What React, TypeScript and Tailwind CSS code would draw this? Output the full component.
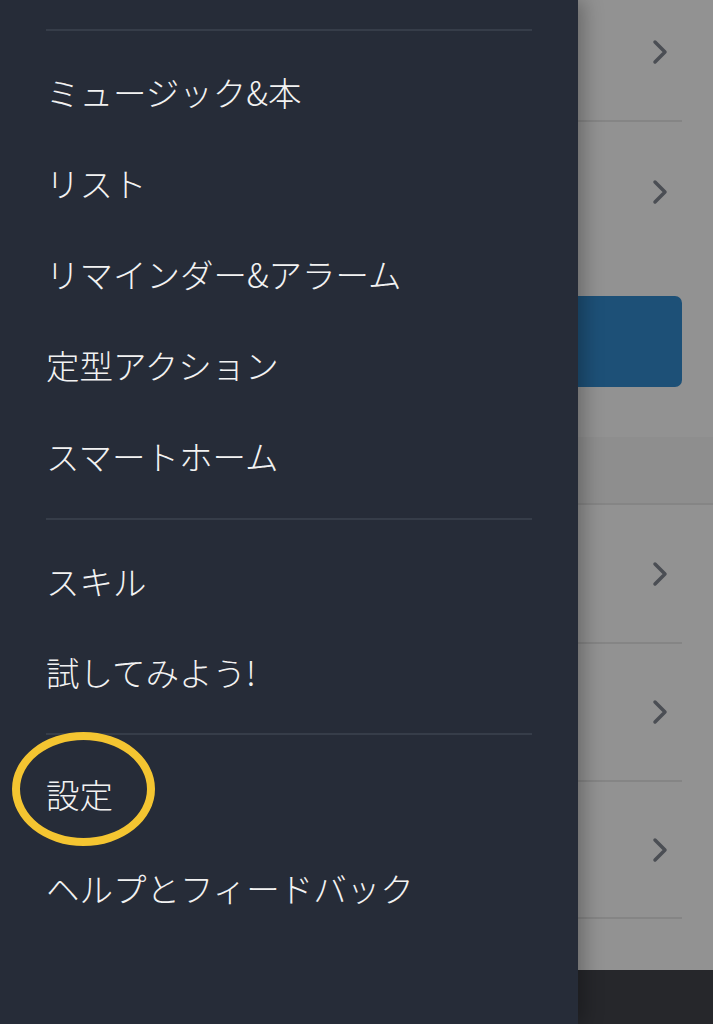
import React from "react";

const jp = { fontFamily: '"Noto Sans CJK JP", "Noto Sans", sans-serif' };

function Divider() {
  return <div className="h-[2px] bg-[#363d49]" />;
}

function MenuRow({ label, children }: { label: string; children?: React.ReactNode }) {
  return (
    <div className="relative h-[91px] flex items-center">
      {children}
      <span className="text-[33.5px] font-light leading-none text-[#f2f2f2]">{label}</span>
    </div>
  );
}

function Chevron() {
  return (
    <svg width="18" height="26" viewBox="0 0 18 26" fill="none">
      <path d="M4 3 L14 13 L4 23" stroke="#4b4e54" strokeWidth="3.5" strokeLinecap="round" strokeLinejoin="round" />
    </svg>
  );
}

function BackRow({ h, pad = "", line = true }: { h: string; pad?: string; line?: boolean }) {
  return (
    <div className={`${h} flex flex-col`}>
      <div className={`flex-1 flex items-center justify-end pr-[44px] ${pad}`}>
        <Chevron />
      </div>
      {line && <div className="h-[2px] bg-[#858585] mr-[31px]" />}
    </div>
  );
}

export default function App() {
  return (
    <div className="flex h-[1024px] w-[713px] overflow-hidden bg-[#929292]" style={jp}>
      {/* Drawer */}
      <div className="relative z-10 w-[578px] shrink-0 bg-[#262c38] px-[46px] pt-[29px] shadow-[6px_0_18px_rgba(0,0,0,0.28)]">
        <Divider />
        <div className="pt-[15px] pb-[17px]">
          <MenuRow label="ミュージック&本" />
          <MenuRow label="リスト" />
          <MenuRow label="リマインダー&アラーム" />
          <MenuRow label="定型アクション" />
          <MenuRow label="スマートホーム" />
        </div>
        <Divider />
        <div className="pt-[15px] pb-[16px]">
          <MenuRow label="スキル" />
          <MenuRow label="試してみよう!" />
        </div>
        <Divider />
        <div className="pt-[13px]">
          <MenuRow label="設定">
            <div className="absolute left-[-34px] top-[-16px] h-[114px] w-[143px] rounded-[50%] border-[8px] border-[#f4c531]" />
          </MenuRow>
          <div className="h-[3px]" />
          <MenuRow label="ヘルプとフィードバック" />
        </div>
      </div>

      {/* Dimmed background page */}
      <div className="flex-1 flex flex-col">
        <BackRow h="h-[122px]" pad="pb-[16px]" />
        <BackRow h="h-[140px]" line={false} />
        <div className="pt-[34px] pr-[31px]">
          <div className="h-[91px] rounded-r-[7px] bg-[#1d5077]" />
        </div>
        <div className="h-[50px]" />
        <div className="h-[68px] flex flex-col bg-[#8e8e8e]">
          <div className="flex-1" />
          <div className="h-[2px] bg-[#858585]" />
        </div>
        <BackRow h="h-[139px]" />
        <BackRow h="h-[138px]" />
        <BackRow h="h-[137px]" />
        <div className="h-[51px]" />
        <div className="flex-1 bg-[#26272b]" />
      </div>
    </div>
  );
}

☆ ☆ ☆ ☆ ☆

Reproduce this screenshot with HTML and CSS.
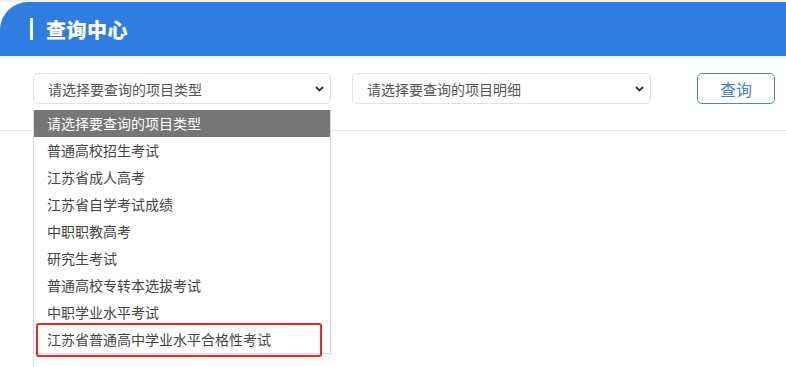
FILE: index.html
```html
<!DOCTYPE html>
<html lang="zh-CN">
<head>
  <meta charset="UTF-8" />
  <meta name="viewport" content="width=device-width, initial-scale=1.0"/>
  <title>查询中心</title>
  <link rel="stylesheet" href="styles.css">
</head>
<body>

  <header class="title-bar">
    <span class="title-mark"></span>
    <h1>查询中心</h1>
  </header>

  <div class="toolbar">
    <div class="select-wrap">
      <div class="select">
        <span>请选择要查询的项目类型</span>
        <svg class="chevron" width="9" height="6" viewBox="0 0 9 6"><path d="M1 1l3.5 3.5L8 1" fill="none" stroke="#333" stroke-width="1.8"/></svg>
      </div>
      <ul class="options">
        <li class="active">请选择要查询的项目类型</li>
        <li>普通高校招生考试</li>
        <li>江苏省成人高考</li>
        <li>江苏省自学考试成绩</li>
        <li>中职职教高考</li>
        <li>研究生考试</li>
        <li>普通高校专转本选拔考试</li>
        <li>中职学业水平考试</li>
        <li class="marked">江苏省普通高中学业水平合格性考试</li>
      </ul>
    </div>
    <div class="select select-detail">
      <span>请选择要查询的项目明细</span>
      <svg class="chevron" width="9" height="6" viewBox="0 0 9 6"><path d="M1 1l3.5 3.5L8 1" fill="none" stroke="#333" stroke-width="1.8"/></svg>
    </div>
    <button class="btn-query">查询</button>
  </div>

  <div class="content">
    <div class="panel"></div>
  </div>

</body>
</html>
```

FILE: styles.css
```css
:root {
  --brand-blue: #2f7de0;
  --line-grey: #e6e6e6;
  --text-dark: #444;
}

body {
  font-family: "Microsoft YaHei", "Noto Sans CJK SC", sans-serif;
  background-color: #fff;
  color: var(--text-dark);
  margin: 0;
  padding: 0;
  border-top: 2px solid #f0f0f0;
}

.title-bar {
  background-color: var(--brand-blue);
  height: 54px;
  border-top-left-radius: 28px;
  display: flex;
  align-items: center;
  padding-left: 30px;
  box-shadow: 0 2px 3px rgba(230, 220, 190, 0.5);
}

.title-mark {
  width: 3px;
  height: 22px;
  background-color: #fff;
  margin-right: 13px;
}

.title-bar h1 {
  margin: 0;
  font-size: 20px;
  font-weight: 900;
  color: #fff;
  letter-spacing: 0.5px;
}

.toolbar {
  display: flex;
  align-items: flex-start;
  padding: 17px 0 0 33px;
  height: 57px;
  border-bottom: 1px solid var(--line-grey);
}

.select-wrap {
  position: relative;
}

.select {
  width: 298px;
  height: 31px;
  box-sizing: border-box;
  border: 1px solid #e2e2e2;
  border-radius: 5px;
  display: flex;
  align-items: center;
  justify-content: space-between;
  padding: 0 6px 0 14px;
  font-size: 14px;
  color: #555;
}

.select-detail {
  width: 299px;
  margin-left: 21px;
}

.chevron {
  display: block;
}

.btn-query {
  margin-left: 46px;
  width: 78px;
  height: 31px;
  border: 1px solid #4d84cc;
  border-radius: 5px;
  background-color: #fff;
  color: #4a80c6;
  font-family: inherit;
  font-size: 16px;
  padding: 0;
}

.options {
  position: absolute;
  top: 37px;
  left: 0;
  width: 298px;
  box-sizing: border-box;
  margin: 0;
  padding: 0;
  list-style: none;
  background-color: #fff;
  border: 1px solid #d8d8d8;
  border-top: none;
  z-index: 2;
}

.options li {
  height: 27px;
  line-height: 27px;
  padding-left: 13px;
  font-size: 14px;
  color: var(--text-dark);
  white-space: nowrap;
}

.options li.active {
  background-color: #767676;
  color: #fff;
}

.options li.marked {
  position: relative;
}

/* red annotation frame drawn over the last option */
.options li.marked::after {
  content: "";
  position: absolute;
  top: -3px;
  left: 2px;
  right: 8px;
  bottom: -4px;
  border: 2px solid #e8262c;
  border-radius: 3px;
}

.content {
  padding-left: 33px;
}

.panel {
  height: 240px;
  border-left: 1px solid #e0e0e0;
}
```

☆ ☆ ☆ ☆ ☆

- STATED TASK -
Consider the entries above and return each line with the string "React".

- EXERCISE RESPONSE -
What React, TypeScript and Tailwind CSS code would draw this? Output the full component.
import React from "react";
function MenuRow({ label, children }: { label: string; children?: React.ReactNode }) {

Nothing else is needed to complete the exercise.